◆ What you need to do: Find each line with the string "this" and copy it.

◆ Supplied information:
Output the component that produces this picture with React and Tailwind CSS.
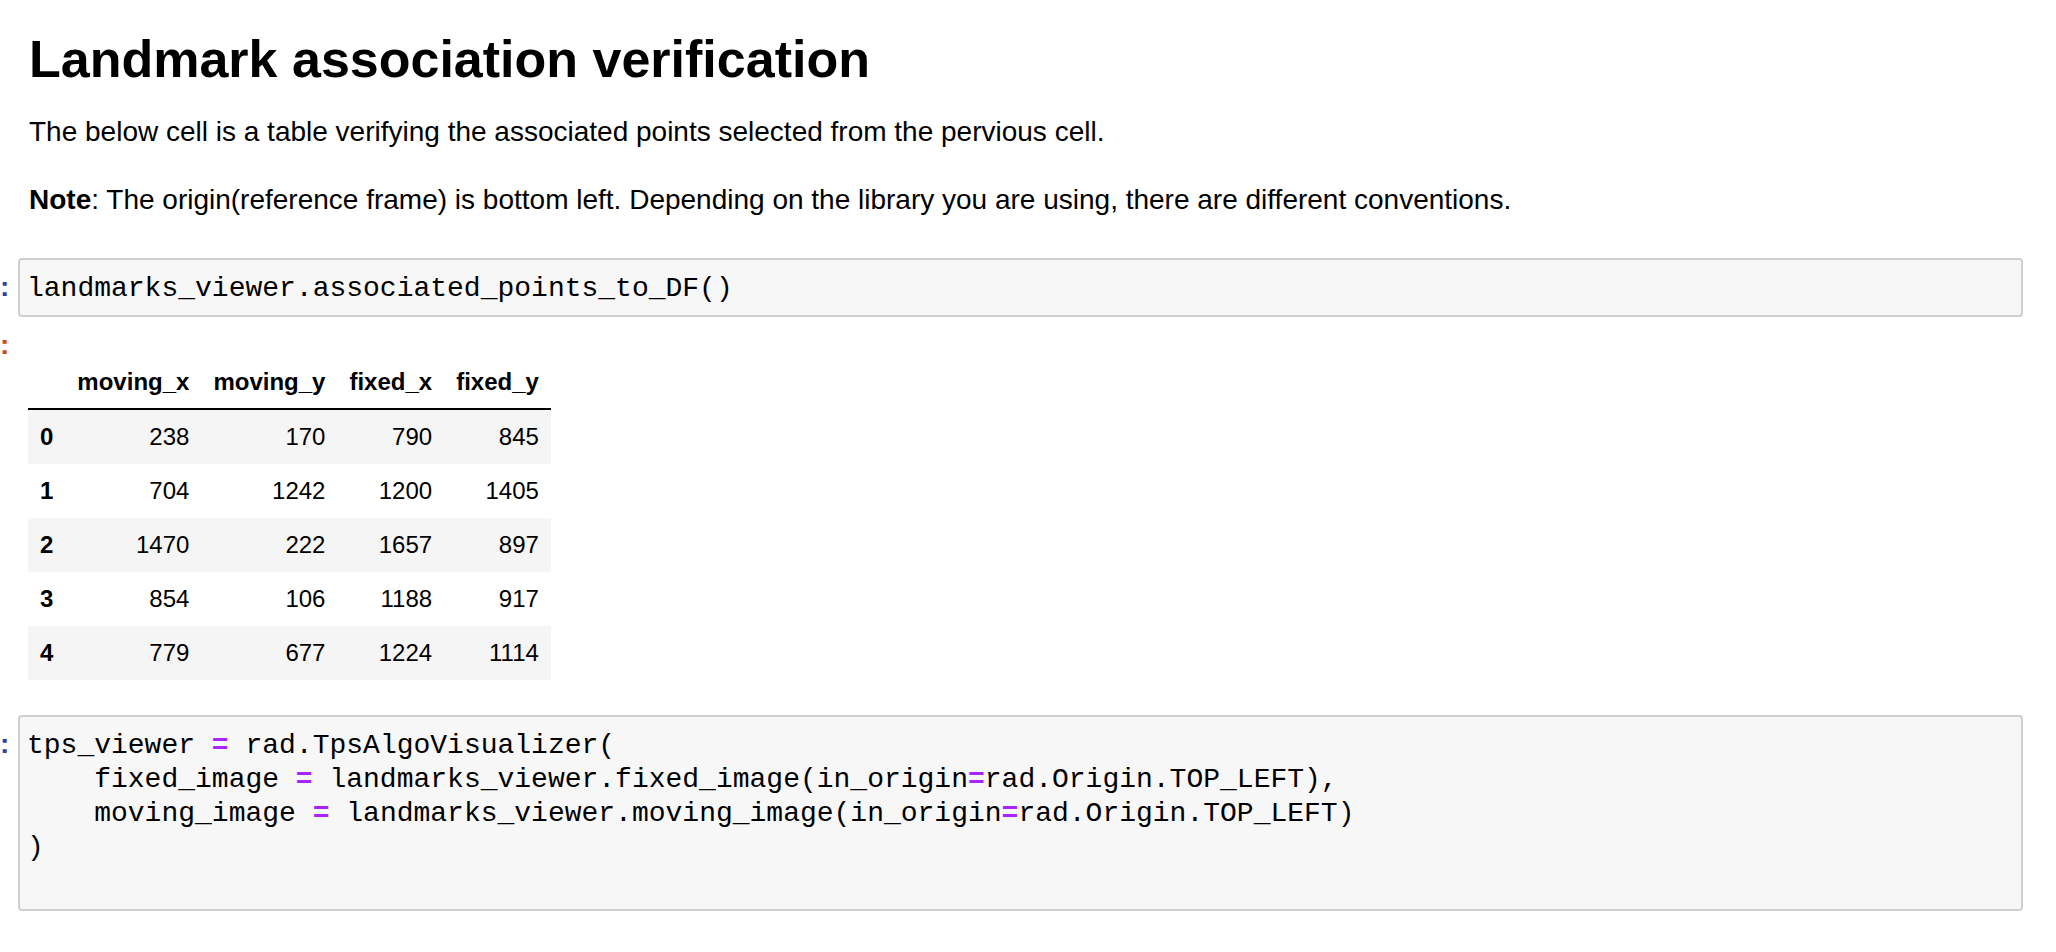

---

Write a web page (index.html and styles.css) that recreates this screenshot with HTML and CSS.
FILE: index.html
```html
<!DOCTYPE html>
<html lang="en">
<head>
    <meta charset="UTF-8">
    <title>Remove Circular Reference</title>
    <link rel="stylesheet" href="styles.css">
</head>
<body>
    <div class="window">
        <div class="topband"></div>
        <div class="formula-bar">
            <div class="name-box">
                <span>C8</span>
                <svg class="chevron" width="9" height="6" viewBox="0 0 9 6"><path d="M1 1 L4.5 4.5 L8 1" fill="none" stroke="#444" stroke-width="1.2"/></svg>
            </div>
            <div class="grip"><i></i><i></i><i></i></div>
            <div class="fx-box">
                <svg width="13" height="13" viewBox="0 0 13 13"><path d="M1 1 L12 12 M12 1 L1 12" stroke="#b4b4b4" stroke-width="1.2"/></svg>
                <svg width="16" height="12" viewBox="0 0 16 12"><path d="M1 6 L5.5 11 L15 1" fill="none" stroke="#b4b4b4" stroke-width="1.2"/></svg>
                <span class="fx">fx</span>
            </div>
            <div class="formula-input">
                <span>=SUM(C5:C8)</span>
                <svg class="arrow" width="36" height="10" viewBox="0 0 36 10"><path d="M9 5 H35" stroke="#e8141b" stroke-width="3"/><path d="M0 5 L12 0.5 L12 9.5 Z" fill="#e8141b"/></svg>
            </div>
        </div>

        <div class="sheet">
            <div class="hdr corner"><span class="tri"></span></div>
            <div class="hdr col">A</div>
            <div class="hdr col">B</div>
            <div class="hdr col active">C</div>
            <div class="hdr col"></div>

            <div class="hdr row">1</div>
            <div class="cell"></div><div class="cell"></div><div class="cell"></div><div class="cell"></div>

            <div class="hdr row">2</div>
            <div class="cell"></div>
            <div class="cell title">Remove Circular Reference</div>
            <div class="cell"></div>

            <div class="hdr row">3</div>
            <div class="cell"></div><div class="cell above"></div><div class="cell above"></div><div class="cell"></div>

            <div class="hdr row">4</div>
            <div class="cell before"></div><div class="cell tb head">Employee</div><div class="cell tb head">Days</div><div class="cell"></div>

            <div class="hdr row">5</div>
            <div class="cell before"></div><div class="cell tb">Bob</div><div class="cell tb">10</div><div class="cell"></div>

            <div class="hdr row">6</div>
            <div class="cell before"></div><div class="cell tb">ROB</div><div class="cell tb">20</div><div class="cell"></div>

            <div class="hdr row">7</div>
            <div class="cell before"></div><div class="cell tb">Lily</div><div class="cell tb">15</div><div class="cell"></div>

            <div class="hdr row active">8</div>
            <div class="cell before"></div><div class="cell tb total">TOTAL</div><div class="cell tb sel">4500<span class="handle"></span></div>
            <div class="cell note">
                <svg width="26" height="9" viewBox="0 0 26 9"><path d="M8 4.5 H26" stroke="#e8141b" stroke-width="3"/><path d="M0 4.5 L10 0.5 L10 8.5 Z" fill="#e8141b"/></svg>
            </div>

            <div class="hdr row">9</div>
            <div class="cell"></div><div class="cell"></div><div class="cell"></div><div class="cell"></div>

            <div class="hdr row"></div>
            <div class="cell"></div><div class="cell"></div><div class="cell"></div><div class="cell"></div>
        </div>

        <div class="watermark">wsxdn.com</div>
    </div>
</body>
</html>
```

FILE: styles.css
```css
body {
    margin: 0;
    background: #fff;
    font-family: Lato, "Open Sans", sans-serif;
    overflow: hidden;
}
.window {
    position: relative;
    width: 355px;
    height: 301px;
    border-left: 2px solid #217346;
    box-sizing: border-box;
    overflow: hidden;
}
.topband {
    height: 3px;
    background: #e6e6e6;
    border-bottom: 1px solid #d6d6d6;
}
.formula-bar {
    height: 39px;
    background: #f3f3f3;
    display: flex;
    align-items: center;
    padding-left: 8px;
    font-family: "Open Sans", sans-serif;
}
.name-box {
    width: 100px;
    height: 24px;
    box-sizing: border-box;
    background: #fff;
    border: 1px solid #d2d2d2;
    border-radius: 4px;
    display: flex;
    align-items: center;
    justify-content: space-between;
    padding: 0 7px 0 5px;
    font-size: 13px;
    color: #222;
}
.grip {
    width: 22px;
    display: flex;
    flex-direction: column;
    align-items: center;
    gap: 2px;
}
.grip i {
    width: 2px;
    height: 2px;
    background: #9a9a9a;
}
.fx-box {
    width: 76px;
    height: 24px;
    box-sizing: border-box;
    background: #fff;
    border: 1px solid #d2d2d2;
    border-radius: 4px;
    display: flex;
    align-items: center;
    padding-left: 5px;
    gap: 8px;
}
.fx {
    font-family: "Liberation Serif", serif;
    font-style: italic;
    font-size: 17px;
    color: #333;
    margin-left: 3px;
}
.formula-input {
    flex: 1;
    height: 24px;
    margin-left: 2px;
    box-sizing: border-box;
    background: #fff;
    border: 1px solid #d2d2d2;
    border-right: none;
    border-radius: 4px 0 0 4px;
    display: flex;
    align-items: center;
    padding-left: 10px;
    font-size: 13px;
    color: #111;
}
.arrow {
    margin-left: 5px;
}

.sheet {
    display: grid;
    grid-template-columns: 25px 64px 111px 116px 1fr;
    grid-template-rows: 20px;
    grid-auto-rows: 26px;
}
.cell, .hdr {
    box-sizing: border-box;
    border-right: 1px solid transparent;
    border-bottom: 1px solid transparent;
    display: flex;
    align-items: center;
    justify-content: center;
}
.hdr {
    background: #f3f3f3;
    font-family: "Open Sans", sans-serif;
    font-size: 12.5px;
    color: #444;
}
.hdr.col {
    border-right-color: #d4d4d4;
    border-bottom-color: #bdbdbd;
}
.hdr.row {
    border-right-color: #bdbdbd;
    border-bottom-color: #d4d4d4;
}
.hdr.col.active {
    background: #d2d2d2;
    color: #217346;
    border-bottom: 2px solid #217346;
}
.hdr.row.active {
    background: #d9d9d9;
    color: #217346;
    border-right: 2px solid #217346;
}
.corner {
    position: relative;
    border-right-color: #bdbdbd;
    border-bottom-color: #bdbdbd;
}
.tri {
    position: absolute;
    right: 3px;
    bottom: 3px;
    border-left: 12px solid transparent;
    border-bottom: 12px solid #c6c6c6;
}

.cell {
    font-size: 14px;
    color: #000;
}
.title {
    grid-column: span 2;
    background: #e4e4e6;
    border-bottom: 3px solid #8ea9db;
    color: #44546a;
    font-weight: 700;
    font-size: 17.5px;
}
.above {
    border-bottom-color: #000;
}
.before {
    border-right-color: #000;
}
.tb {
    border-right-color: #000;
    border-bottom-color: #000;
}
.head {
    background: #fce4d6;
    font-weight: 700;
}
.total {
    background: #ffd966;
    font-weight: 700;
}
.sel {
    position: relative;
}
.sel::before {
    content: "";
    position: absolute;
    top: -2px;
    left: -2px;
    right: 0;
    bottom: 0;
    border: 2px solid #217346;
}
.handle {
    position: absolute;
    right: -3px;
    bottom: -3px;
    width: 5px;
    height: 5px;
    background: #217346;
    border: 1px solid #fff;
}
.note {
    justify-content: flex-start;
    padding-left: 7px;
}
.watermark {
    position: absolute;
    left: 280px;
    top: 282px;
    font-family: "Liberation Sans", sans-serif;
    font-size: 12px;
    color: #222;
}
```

◆ Result of the exercise:
Output the component that produces this picture with React and Tailwind CSS.
Write a web page (index.html and styles.css) that recreates this screenshot with HTML and CSS.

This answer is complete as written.